━━━━━ Supplied data
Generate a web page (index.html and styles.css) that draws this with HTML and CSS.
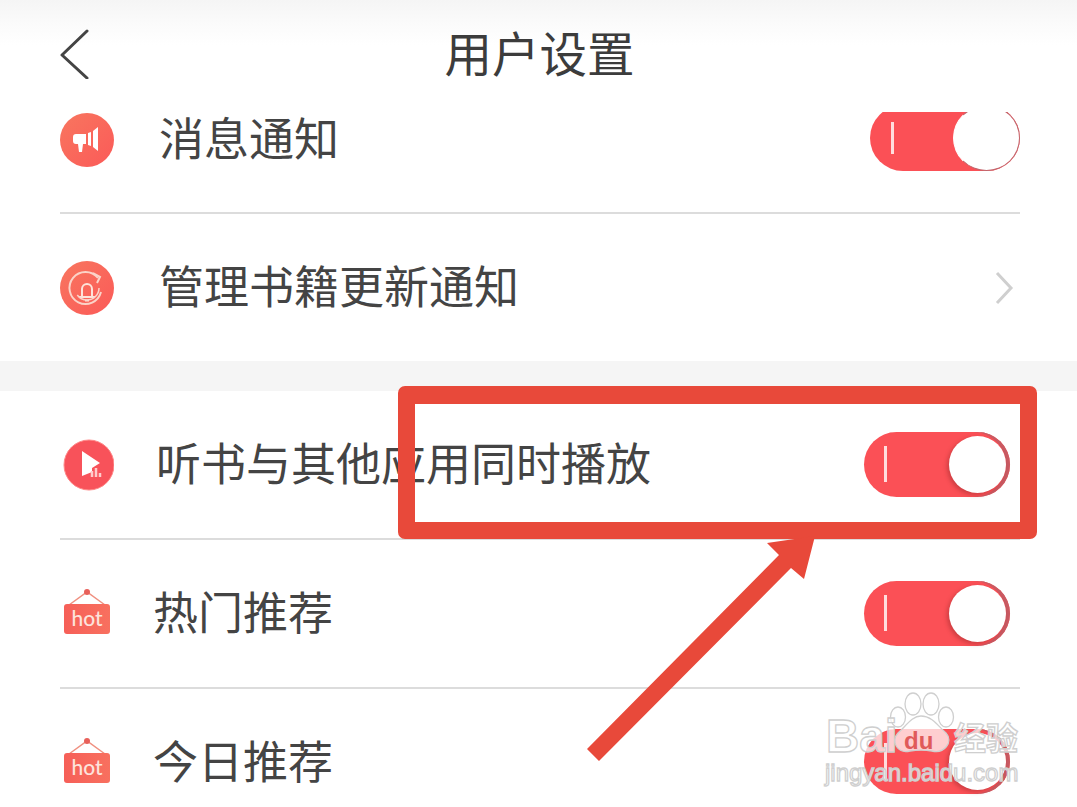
FILE: index.html
```html
<!DOCTYPE html>
<html lang="zh-CN">
<head>
<meta charset="utf-8">
<title>用户设置</title>
<link rel="stylesheet" href="styles.css">
</head>
<body>
<div class="page">
  <header class="topbar">
    <svg class="back" viewBox="0 0 32 50" width="32" height="50"><path d="M28 2 L3 26 L28 49" fill="none" stroke="#444" stroke-width="3" stroke-linecap="round" stroke-linejoin="round"/></svg>
    <h1 class="title">用户设置</h1>
  </header>
  <section class="group">
    <div class="row row-first">
      <svg class="icon" viewBox="0 0 54 54" width="54" height="54"><defs><linearGradient id="g1" x1="0" y1="0" x2="1" y2="1"><stop offset="0" stop-color="#f8765f"/><stop offset="1" stop-color="#fb5a58"/></linearGradient><linearGradient id="g2" x1="0" y1="0" x2="1" y2="0"><stop offset="0" stop-color="#f65f58"/><stop offset="1" stop-color="#f8705f"/></linearGradient></defs><circle cx="27" cy="27" r="27" fill="url(#g1)"/><path d="M16 21h10v10h-3l-1 8h-3l-1-8h-2a3 3 0 0 1-3-3v-4a3 3 0 0 1 3-3z M28 20l3-1v14l-3-1z M33 18l5-4v24l-5-4z" fill="#fff"/></svg>
      <span class="label label-a">消息通知</span>
      <span class="toggle toggle-large"><i class="tick"></i><i class="knob"></i></span>
    </div>
    <div class="row row-second">
      <svg class="icon" viewBox="0 0 54 54" width="54" height="54"><circle cx="27" cy="27" r="27" fill="url(#g1)"/><path d="M38 17a16 16 0 1 0 3 14" fill="none" stroke="#fbd3c8" stroke-width="2"/><path d="M33 12l7 4-3 6" fill="none" stroke="#fbd3c8" stroke-width="2"/><path d="M19 36h16M22 36v-8a5 5 0 0 1 10 0v8M25 39.500h4" fill="none" stroke="#fde3da" stroke-width="2"/><circle cx="27" cy="27" r="12" fill="none" stroke="#fbd3c8" stroke-width="1.500" stroke-dasharray="30 46"/></svg>
      <span class="label label-a">管理书籍更新通知</span>
      <svg class="chevron" viewBox="0 0 20 34" width="20" height="34"><path d="M3 2 L17 17 L3 32" fill="none" stroke="#cfcfcf" stroke-width="3"/></svg>
    </div>
  </section>
  <div class="spacer"></div>
  <section class="group">
    <div class="row">
      <svg class="icon" viewBox="0 0 54 54" width="54" height="54"><circle cx="29" cy="27" r="25" fill="#f8525a" stroke="#f88" stroke-width="1"/><path d="M22 13 L40 25 L32 30 V34 L22 38z" fill="#fff"/><path d="M32 39v-6M36 39v-9M40 39v-4" stroke="#fcc" stroke-width="2.500"/></svg>
      <span class="label label-b">听书与其他应用同时播放</span>
      <span class="toggle"><i class="tick"></i><i class="knob"></i></span>
    </div>
    <div class="row">
      <svg class="icon" viewBox="0 0 54 54" width="54" height="54"><path d="M9 18 L27 5 L45 18" fill="none" stroke="#f09080" stroke-width="1.500"/><circle cx="27" cy="5" r="3" fill="#e8605a"/><rect x="4" y="17" width="46" height="30" rx="3" fill="url(#g2)"/><text class="hot" x="27" y="39" text-anchor="middle">hot</text></svg>
      <span class="label label-c">热门推荐</span>
      <span class="toggle"><i class="tick"></i><i class="knob"></i></span>
    </div>
    <div class="row row-last">
      <svg class="icon" viewBox="0 0 54 54" width="54" height="54"><path d="M9 18 L27 5 L45 18" fill="none" stroke="#f09080" stroke-width="1.500"/><circle cx="27" cy="5" r="3" fill="#e8605a"/><rect x="4" y="17" width="46" height="30" rx="3" fill="url(#g2)"/><text class="hot" x="27" y="39" text-anchor="middle">hot</text></svg>
      <span class="label label-c">今日推荐</span>
      <span class="toggle"><i class="tick"></i><i class="knob"></i></span>
    </div>
  </section>
  <svg class="overlay" viewBox="0 0 1077 807" width="1077" height="807">
    <path fill-rule="evenodd" d="M405 386 H1030 a7 7 0 0 1 7 7 V532 a7 7 0 0 1 -7 7 H405 a7 7 0 0 1 -7 -7 V393 a7 7 0 0 1 7 -7 Z M415 404 V522 H1020 V404 Z" fill="#e8493a"/>
    <path d="M587 749 L779 555 L767 543 L815 536 L804 579 L791 568 L599 761 Z" fill="#e8493a"/>
    <g fill="#fff" fill-opacity=".72" stroke="#cfcfcf" stroke-width="1.300">
      <ellipse cx="913" cy="704" rx="8" ry="11"/>
      <ellipse cx="931" cy="704" rx="8" ry="11"/>
      <ellipse cx="898" cy="717" rx="7.500" ry="10"/>
      <ellipse cx="946" cy="717" rx="7.500" ry="10"/>
      <path d="M921 716 C932 716 938 726 946 733 C954 742 944 754 932 751 C925 750 917 750 910 751 C898 754 890 742 898 733 C906 726 912 716 921 716 Z"/>
      <text class="wm-big" x="826" y="752">Bai</text>
      <text class="wm-cjk" x="954" y="750">经验</text>
      <text class="wm-small" x="825" y="781">jingyan.baidu.com</text>
    </g>
    <text class="wm-du" x="904" y="749">du</text>
  </svg>
</div>
</body>
</html>
```
FILE: styles.css
```css
* { box-sizing: border-box; }
html, body { margin: 0; padding: 0; background: #fff; }
.page {
  position: relative;
  width: 1077px;
  height: 807px;
  overflow: hidden;
  background: #fff;
  font-family: "Noto Sans CJK SC", "Noto Sans", sans-serif;
  color: #444;
}
.topbar {
  position: relative;
  z-index: 1;
  display: flex;
  align-items: center;
  justify-content: center;
  height: 112px;
  padding: 0 0 8px 2px;
  background: linear-gradient(#f5f5f5 0, #fbfbfb 25px, #fff 45px);
}
.back { position: absolute; left: 59px; top: 29px; }
.title { margin: 0; font-size: 47.500px; font-weight: 400; line-height: 1; color: #3c3c3c; }
.group { padding: 0 57px 0 60px; }
.row {
  display: flex;
  align-items: center;
  height: 149px;
  border-bottom: 2px solid #dcdcdc;
}
.row-first { height: 102px; padding-bottom: 44px; }
.row-second { height: 147px; border-bottom: 0; }
.row-last { border-bottom: 0; height: 118px; padding-top: 30px; }
.icon { flex: none; display: block; }
.label { flex: 1; font-size: 45px; line-height: 48px; padding-bottom: 6px; white-space: nowrap; }
.label-a { margin-left: 45px; }
.label-b { margin-left: 42px; }
.label-c { margin-left: 39px; }
.chevron { flex: none; margin-right: 6px; }
.spacer { height: 30px; background: #f5f5f5; }
.toggle {
  position: relative;
  flex: none;
  display: block;
  width: 146px;
  height: 65px;
  margin-right: 10px;
  border-radius: 33px;
  background: #fb5056;
  box-shadow: inset -4px 0 0 #c95a62;
}
.row-last .toggle { margin-top: -4px; }
.tick { position: absolute; left: 20px; top: 14px; width: 3px; height: 36px; background: #fdd; }
.knob {
  position: absolute;
  right: 4px;
  top: 4px;
  width: 57px;
  height: 57px;
  border-radius: 50%;
  background: #fff;
  box-shadow: -2px 2px 4px rgba(120, 30, 30, .35);
}
.toggle-large {
  width: 150px;
  height: 66px;
  margin-right: 0;
  box-shadow: none;
  margin-top: -5px;
}
.toggle-large .tick { left: 21px; top: 17px; height: 32px; }
.toggle-large .knob {
  right: 0;
  top: 0;
  width: 67px;
  height: 66px;
  border: 1px solid #c0656c;
  border-left-color: #fff;
  box-shadow: none;
}
.hot { font-family: "Lato", sans-serif; font-size: 21px; font-weight: 500; fill: #fde3dc; }
.overlay { position: absolute; z-index: 2; left: 0; top: 0; pointer-events: none; }
.wm-big { font-family: "Liberation Sans", sans-serif; font-size: 46px; font-weight: 700; }
.wm-cjk { font-family: "Noto Sans CJK SC", sans-serif; font-size: 32px; font-weight: 700; }
.wm-small { font-family: "Liberation Sans", sans-serif; font-size: 24px; }
.wm-du { font-family: "Liberation Sans", sans-serif; font-size: 24px; font-weight: 700; fill: #e05a5a; }
```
━━━━━━━━━━
→ Goal
In the listing above, locate each line with "index" and copy it.

→ Response
Generate a web page (index.html and styles.css) that draws this with HTML and CSS.
FILE: index.html
  z-index: 1;
.overlay { position: absolute; z-index: 2; left: 0; top: 0; pointer-events: none; }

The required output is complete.